Wednesday, November 10, 1982
Gramme Wednesday
More drunkenness last night. We rushed over to Radio Watermouth, whining and screaming up to a party on the top floor of Pankhurst Hall where a girl in a bright print dress played Captain Pugwash tunes on an accordion. She smiled sweetly from one end of the corridor, her head-on-one-side. Someone had a notepad attached to their door and so we wrote long incoherent messages about "A7X" and I wrestled in the corridor with bearded Miles Beattie from downstairs.
I got up at one just in time for a fire drill that had us laughing on the steps in the sun. Guy got a letter from his solicitor saying that the police had, “reluctantly,” decided not to press charges due to his “unusual circumstances.” He told us this in his usual calm, low-key and cynical manner and we jumped about clapping him and cheering. I’m really pleased.
A disastrous evening out: for some reason I reluctantly dragged myself into Watermouth to go see Level 42, and just as I was outside the place about to go in, the wind snatched the ticket I'd bought from my grasp and it was borne aloft, swirling around and around in a vortex between high concrete walls as I stood and watched helplessly. It soared higher and higher and finally was gone. Anger, drudgery.
So I wandered along the wind blown promenade to a “jazz disco” on Harbour Road which turned me off utterly with its sickly music, its lights and clientele. Bad memories of last year’s nightclub inadequacies at Harvey's. I got back feeling low.
Lindsey is upset tonight, a rebellious whine of frustration and her frown a pained arch of the eyebrows because she can’t do her work and has an essay due tomorrow. She seems like she's got a lot on her mind at the moment, but Shelley at least seems much happier today. She says we should’ve treated her unsympathetically the other night to make her cry and get over it quicker. She went to a Revolutionary Communist Party meeting about the Brixton riots with Barry this morning. I think she’s losing faith in CND and seems really into the RCP.
I rang Rob to find out about Athletic's 3-3 draw with Loxgreave and it was strange to hear Carol's familiar northern tones here in these corridors a million miles from all that I’ve known. For an instant the two worlds fused, her cheerful voice, everything she means for me, then I was back in the kitchen with all the cares and affairs of the world here.
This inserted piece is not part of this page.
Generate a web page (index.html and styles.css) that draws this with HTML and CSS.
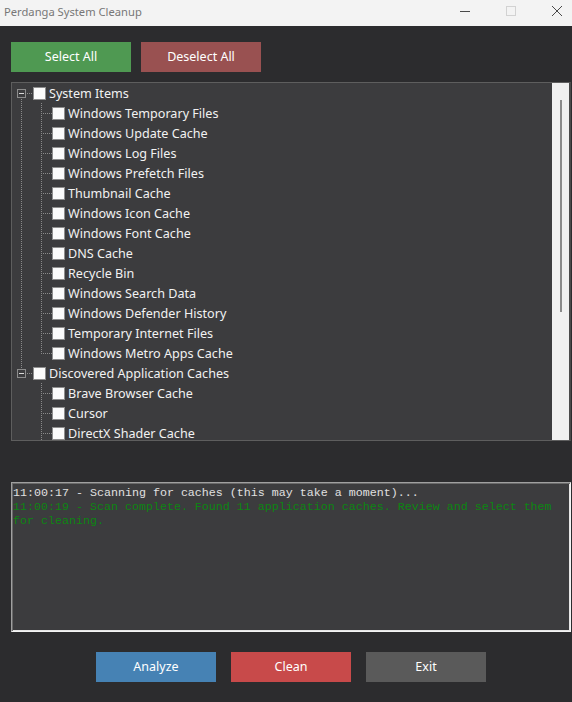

Tonight I took speed, two “blues” I bought for 50p each from Jamie. In this little stint I’ve written four sides and I think they did have some effect. I can hear Stu’s new wave from down the corridor. Barry is awake across the corridor as I write this right now, lying on his bed in room 60 reading in dim red light, soft Beach Boys Pet Sounds in the air. He’s bought seven grammes of oil from Jamie to try supplement his less than adequate finances: he’s already spent his allocation for this term. His Dad expects him to get a job but he's dealing instead, and if he sells this he'll make £15.
On Saturday a few of us are going up to London to an RCP demo for Afia Begum who's threatened with deportation, but also to get acid and to visit a friend of Barry’s and maybe visit Pete who's at home. I'm looking forward to the demo. I don't like Marxism's “large programmes full of social planning” etc., etc., but lately I've been rueing my inaction and lack of involvement. Better to get up and do something than sit on my arse all day complaining about the world.
There are only five (maybe six) of us here at the moment out of twelve rooms on this corridor. Everyone else has gone home.